• [Collected material]
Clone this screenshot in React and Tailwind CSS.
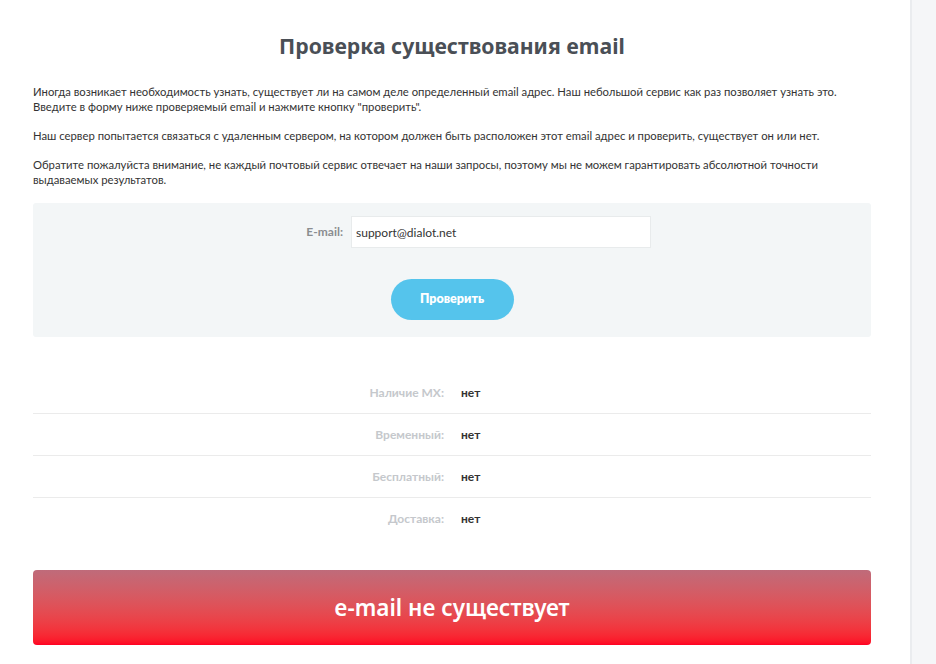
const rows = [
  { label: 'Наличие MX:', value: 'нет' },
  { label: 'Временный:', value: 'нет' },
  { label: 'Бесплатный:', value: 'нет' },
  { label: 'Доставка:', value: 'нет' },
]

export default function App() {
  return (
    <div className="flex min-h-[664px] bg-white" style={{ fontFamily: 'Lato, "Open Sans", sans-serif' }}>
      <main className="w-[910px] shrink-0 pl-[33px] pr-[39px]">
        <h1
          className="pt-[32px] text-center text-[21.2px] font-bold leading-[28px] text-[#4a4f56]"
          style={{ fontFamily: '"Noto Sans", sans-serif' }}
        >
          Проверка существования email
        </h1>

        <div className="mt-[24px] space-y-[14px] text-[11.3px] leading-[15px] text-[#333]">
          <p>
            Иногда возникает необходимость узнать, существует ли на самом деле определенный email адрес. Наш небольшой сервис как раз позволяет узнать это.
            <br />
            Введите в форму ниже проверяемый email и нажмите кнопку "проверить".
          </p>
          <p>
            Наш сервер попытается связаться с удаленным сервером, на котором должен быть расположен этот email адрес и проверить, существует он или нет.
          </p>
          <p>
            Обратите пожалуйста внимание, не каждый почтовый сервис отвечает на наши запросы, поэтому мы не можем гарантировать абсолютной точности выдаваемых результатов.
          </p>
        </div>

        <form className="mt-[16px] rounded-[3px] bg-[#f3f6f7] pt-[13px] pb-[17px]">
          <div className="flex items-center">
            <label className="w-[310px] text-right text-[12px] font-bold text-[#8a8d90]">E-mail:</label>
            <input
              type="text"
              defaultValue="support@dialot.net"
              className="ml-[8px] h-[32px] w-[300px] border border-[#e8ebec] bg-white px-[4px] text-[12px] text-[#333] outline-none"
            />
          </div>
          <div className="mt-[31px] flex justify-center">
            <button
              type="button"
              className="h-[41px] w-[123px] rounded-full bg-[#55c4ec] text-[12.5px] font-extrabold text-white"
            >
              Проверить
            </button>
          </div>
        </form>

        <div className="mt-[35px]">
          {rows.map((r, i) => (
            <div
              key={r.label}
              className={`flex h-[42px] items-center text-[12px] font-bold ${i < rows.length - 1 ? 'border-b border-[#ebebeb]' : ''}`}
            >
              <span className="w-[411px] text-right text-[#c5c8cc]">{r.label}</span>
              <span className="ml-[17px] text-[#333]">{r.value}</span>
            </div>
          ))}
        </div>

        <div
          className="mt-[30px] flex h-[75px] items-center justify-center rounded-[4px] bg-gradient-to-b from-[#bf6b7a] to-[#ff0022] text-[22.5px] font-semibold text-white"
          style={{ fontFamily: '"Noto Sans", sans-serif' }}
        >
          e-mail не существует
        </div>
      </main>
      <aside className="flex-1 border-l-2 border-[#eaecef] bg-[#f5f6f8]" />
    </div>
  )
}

• [Task requirements] Omit every picture while copying the listing above exactly.

• [Task output]
Clone this screenshot in React and Tailwind CSS.
const rows = [
  { label: 'Наличие MX:', value: 'нет' },
  { label: 'Временный:', value: 'нет' },
  { label: 'Бесплатный:', value: 'нет' },
  { label: 'Доставка:', value: 'нет' },
]

export default function App() {
  return (
    <div className="flex min-h-[664px] bg-white" style={{ fontFamily: 'Lato, "Open Sans", sans-serif' }}>
      <main className="w-[910px] shrink-0 pl-[33px] pr-[39px]">
        <h1
          className="pt-[32px] text-center text-[21.2px] font-bold leading-[28px] text-[#4a4f56]"
          style={{ fontFamily: '"Noto Sans", sans-serif' }}
        >
          Проверка существования email
        </h1>

        <div className="mt-[24px] space-y-[14px] text-[11.3px] leading-[15px] text-[#333]">
          <p>
            Иногда возникает необходимость узнать, существует ли на самом деле определенный email адрес. Наш небольшой сервис как раз позволяет узнать это.
            <br />
            Введите в форму ниже проверяемый email и нажмите кнопку "проверить".
          </p>
          <p>
            Наш сервер попытается связаться с удаленным сервером, на котором должен быть расположен этот email адрес и проверить, существует он или нет.
          </p>
          <p>
            Обратите пожалуйста внимание, не каждый почтовый сервис отвечает на наши запросы, поэтому мы не можем гарантировать абсолютной точности выдаваемых результатов.
          </p>
        </div>

        <form className="mt-[16px] rounded-[3px] bg-[#f3f6f7] pt-[13px] pb-[17px]">
          <div className="flex items-center">
            <label className="w-[310px] text-right text-[12px] font-bold text-[#8a8d90]">E-mail:</label>
            <input
              type="text"
              defaultValue="support@dialot.net"
              className="ml-[8px] h-[32px] w-[300px] border border-[#e8ebec] bg-white px-[4px] text-[12px] text-[#333] outline-none"
            />
          </div>
          <div className="mt-[31px] flex justify-center">
            <button
              type="button"
              className="h-[41px] w-[123px] rounded-full bg-[#55c4ec] text-[12.5px] font-extrabold text-white"
            >
              Проверить
            </button>
          </div>
        </form>

        <div className="mt-[35px]">
          {rows.map((r, i) => (
            <div
              key={r.label}
              className={`flex h-[42px] items-center text-[12px] font-bold ${i < rows.length - 1 ? 'border-b border-[#ebebeb]' : ''}`}
            >
              <span className="w-[411px] text-right text-[#c5c8cc]">{r.label}</span>
              <span className="ml-[17px] text-[#333]">{r.value}</span>
            </div>
          ))}
        </div>

        <div
          className="mt-[30px] flex h-[75px] items-center justify-center rounded-[4px] bg-gradient-to-b from-[#bf6b7a] to-[#ff0022] text-[22.5px] font-semibold text-white"
          style={{ fontFamily: '"Noto Sans", sans-serif' }}
        >
          e-mail не существует
        </div>
      </main>
      <aside className="flex-1 border-l-2 border-[#eaecef] bg-[#f5f6f8]" />
    </div>
  )
}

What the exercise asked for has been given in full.